I’ll begin with a confession: I don’t have a hearth. In fact, I’m not too sure what exactly a hearth is. In my mind, it`s something that carries warmth and fuzziness at times, and a touch of Roop tera mastana at other times… or am I confusing it with a blazing fireplace? In any case, what I do have is an argumentative marriage. In all (other) respects, it’s a normal, working, happy marriage — but we argue a lot. There is absolutely nothing we cannot argue over, and we put our hearts into it. Through the years, we have refined the art of arguing, and have raised it to both erudite and base levels simultaneously.
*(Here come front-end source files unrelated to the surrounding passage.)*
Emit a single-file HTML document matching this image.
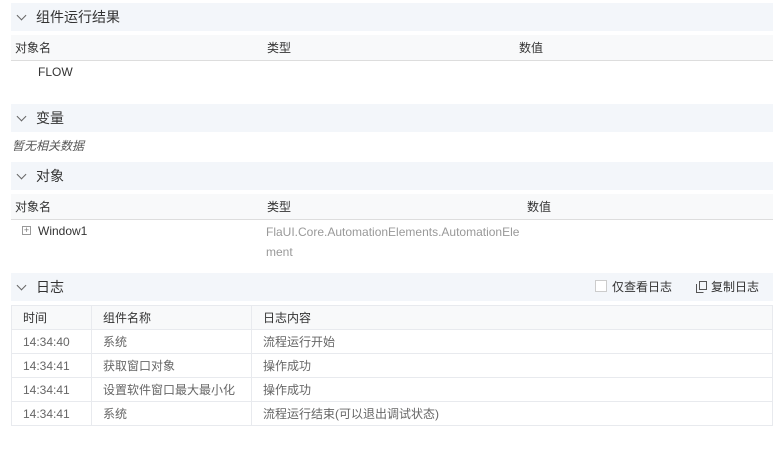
<!DOCTYPE html>
<html><head><meta charset="utf-8"><style>
*{margin:0;padding:0;box-sizing:border-box}
body{width:783px;height:452px;background:#fff;font-family:"Liberation Sans","Noto Sans CJK SC",sans-serif;font-size:12px;color:#333;position:relative;overflow:hidden}
.a{position:absolute}
.bar{position:absolute;left:11px;width:762px;height:28px;background:#f3f6fa;font-size:14px;color:#333;line-height:28px;padding-left:25px}
.chev{position:absolute;left:7px;top:9px;width:7px;height:7px;border-right:1px solid #666;border-bottom:1px solid #666;transform:rotate(45deg)}
.th{position:absolute;left:11px;width:762px;height:26px;background:#f8f9fa;border-bottom:1px solid #ddd;line-height:26px}
.th span{position:absolute}
table{position:absolute;left:11px;top:305px;width:762px;border-collapse:collapse}
td{border:1px solid #e8eaee;height:24px;padding-left:11px;color:#666;font-size:12px}
tr:first-child td{background:#f8f9fa;color:#333}
</style></head><body>
<div class="bar" style="top:3px"><i class="chev"></i>组件运行结果</div>
<div class="th" style="top:35px"><span style="left:4px">对象名</span><span style="left:256px">类型</span><span style="left:508px">数值</span></div>
<div class="a" style="left:38px;top:64px;line-height:16px">FLOW</div>
<div class="bar" style="top:104px"><i class="chev"></i>变量</div>
<div class="a" style="left:12px;top:137px;font-style:italic;color:#555">暂无相关数据</div>
<div class="bar" style="top:162px"><i class="chev"></i>对象</div>
<div class="th" style="top:194px"><span style="left:4px">对象名</span><span style="left:256px">类型</span><span style="left:516px">数值</span></div>
<div class="a" style="left:22px;top:226px;width:9px;height:9px;border:1px solid #999;font-size:9px;line-height:7px;text-align:center;color:#777">+</div>
<div class="a" style="left:38px;top:223px;line-height:16px">Window1</div>
<div class="a" style="left:266px;top:222px;line-height:20px;color:#999;width:260px">FlaUI.Core.AutomationElements.AutomationEle<br>ment</div>
<div class="bar" style="top:273px"><i class="chev"></i>日志
<span class="a" style="left:584px;top:7px;width:12px;height:12px;border:1px solid #ccc;background:#fff"></span>
<span class="a" style="left:601px;font-size:12px">仅查看日志</span>
<svg class="a" style="left:685px;top:8px" width="11" height="12" viewBox="0 0 11 12"><rect x="3.5" y="0.5" width="7" height="8" fill="none" stroke="#555"/><path d="M0.5 3v8.5h7" fill="none" stroke="#555"/></svg>
<span class="a" style="left:700px;font-size:12px">复制日志</span></div>
<table>
<colgroup><col style="width:80px"><col style="width:160px"><col></colgroup>
<tr><td>时间</td><td>组件名称</td><td>日志内容</td></tr>
<tr><td>14:34:40</td><td>系统</td><td>流程运行开始</td></tr>
<tr><td>14:34:41</td><td>获取窗口对象</td><td>操作成功</td></tr>
<tr><td>14:34:41</td><td>设置软件窗口最大最小化</td><td>操作成功</td></tr>
<tr><td>14:34:41</td><td>系统</td><td>流程运行结束(可以退出调试状态)</td></tr>
</table>
</body></html>
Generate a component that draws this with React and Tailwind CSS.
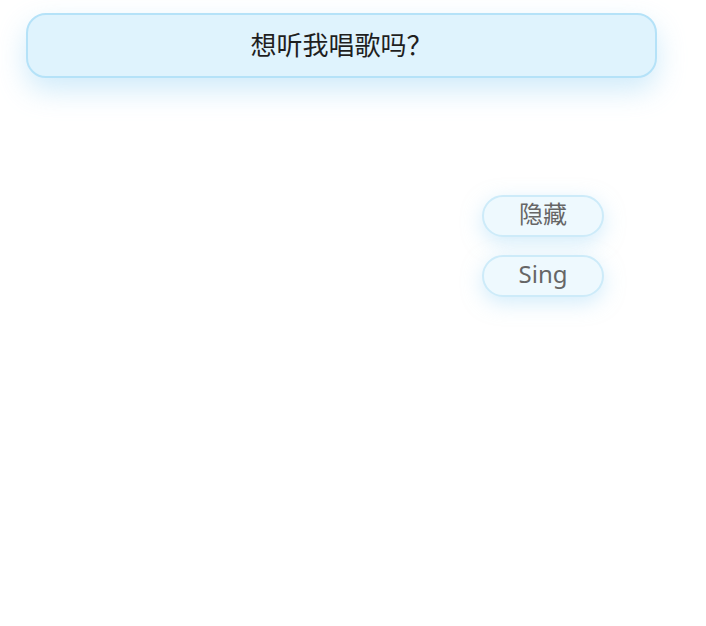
export default function App() {
  const font = { fontFamily: '"Noto Sans", "Noto Sans CJK SC", sans-serif' };
  return (
    <div className="w-[706px] h-[626px] bg-white flex flex-col" style={font}>
      <div className="ml-[26px] mt-[13px] w-[631px] h-[65px] rounded-[20px] border-2 border-[#b5e2f8] bg-[#dff3fd] shadow-[0_12px_28px_rgba(150,210,245,0.45)] flex items-center justify-center pb-[2px]">
        <span className="text-[26px] text-[#1f1f1f] leading-none">想听我唱歌吗？</span>
      </div>
      <div className="ml-[482px] mt-[117px] flex flex-col gap-[18px]">
        <button className="w-[122px] h-[42px] rounded-full border-2 border-[#cdebf9] bg-[#eef9fe] shadow-[0_6px_20px_rgba(170,220,248,0.5)] flex items-center justify-center pb-[5px] text-[24px] text-[#666] leading-none">
          隐藏
        </button>
        <button className="w-[122px] h-[42px] rounded-full border-2 border-[#cdebf9] bg-[#eef9fe] shadow-[0_6px_20px_rgba(170,220,248,0.5)] flex items-center justify-center pb-[5px] text-[24px] text-[#666] leading-none">
          Sing
        </button>
      </div>
    </div>
  );
}
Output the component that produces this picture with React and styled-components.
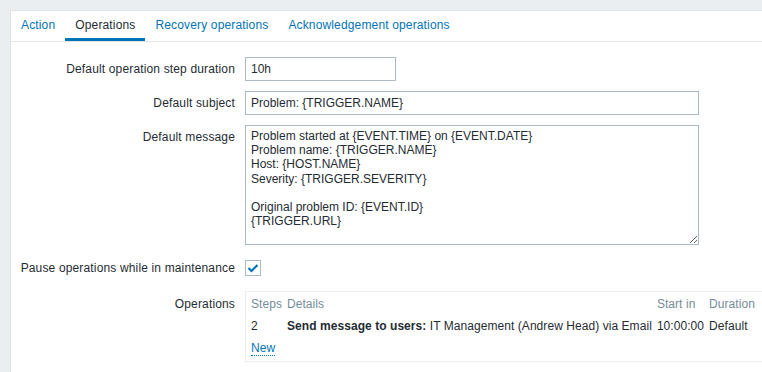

After years of nondiscriminatory wrangles, we now pick our verbal battles, and we have established boundaries of pertinence, courtesy and a time-limit too. Also, we only argue inside our house, because we are not your average squabbling- in-public couple.

 

We started off on a far-from-level playing field. One half of us was instinctively argumentative (no disclosures here), and the other stuck to telling silences and even more telling “Hmmms.” However, the former has successfully lured the other into the rumble pit, and now either half would be lost without the daily welter of words.

 

Now, this probably gives you the impression of a brawling couple, a Mr and Mrs Woolf (her first name being Virginia) going at each other while dismayed friends and relations look on. This is far from the truth where we are concerned. We argue like others play Scrabble. Give us a name, a concept and we immediately fall to parsing it, one saying it’s great, the other saying it’s bakwaas. After an intense debate, we then shelve the topic, sometimes achieving closure, but most times not.

 

Back in our past, it was all about the personal, and the canvas was a large one. One playing endless rubbers of bridge, neglecting the other; one needing to sleep with the soothing background music of Arnab’s haranguing, the other with Carlos Santana; one trying to wean the other off red meat; why one led the other to believe the kitchen would look better painted a light mauve.

 

Then we turned it up, and matters turned philosophical. Do we secure a safety net for the kid, or do we let her fly on her own? Do we buy ourselves a home for the future or get ourselves a car for next week’s road trip? Do we carpe diem relentlessly or live prudently, with an eye for the rainy morrow? Was boycotting Salman Khan’s films an act of high principle or cinematic deprivation?

 

When it came to economic matters, we were pretty much on the same page, so there was no scope for argument. On the political playing field, though, we argued our heads off. AFSPA, the comparative foe-potential (I just made that phrase up) of Pakistan vs China, the role of the Lok Ayukta — all of it was grist to our argumentative mill. By this time, we were quite enjoying these arguments, though we were pretending not to. Occasionally, we’d let the odd jeer or juvenile crowing slip through, though that was actually against the rules. If arguing was an adult’s pastime, then we had to argue like adults — and we did. Mostly.

 

But it all went down to the wire only up to a certain point. The moment the arguments looked set to cross the Rubicon, one or the other of us stepped in. We were on a road trip and the anti-bhakt was mouthing off. Midspate, the other made an offer: if you promise to not badmouth this lot for a period of six months, I promise to underwrite the expenses of your next trip abroad. There was a period of fraught silence in the vehicle, as Principle fought with Temptation. The latter won. But did relative peace prevail in the homestead and beside the aforementioned hearth? Are you kidding? We had a host of other topics to argue over. Like whether risotto is only cheese pulao in Italian couture. Why Kapil Sharma? Whether Brexit was going to resurrect ye olde British humour. Why one of us insisted on leaving the toilet seat up. And other such not-so- mundane matters. In conclusion, what can I say? Our arguments are the very breath of our lives together.